Sunday, December 6, 2009

Reservoir Dogs.

I watched this movie last night for the first time in a very long time. I'm talking years. In the intervening years, I've come to appreciate the Tarantino style, at least partially. Some of his movies are pretty decent. Usually the plot is a bit complicating, but they are worth a viewing, despite the language and violence (or because of them). But his debut is kind of pointless. The acting is good, don't get me wrong. He knows who to cast. The performances are all good. But much of the movie has the feeling of an indie film, with a very modest budget. I get that, he wasn't a director until that point, so it probably was. But the plot is unreasonable. I understand, its about a diamond heist gone wrong because one of them is a rat. However, what is the point of showing everything but the robbery? I seems to take half of what makes a great caper movie away. Well, I might take that back. It removes nearly three-quarters. We don't see the planning, we don't see the robbery, and we don't (or barely) see the get away.
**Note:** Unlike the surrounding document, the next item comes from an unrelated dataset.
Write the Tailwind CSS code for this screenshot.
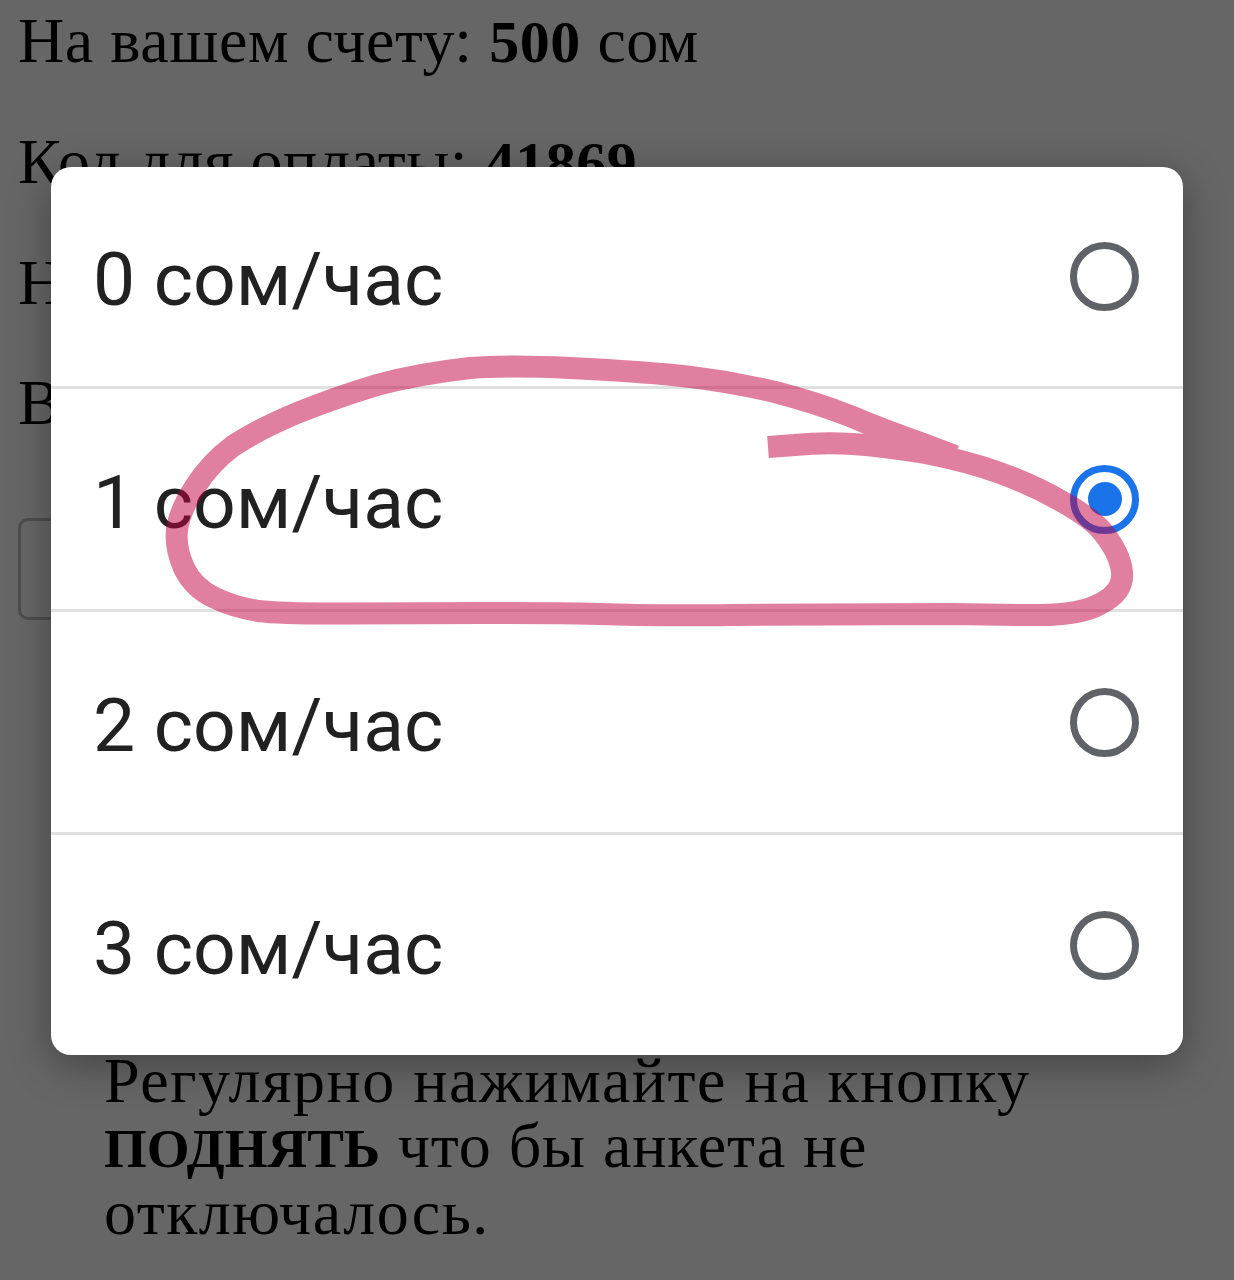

We only see the aftermath. Which may be the point. But those are always the most fun part of a caper movie. We like to see the planning so we know what should happen. We like to see the actual execution, and everything that goes wrong. And we like to see the get away, possibly for the shootouts and car chases. But this movie has none of that. It just left me thinking, "what's the point of this movie?" I wasn't entertained by the heist or car chases or shooting. If its an examination of the psychology of criminals, maybe it does a good job, but that doesn't make it entertaining.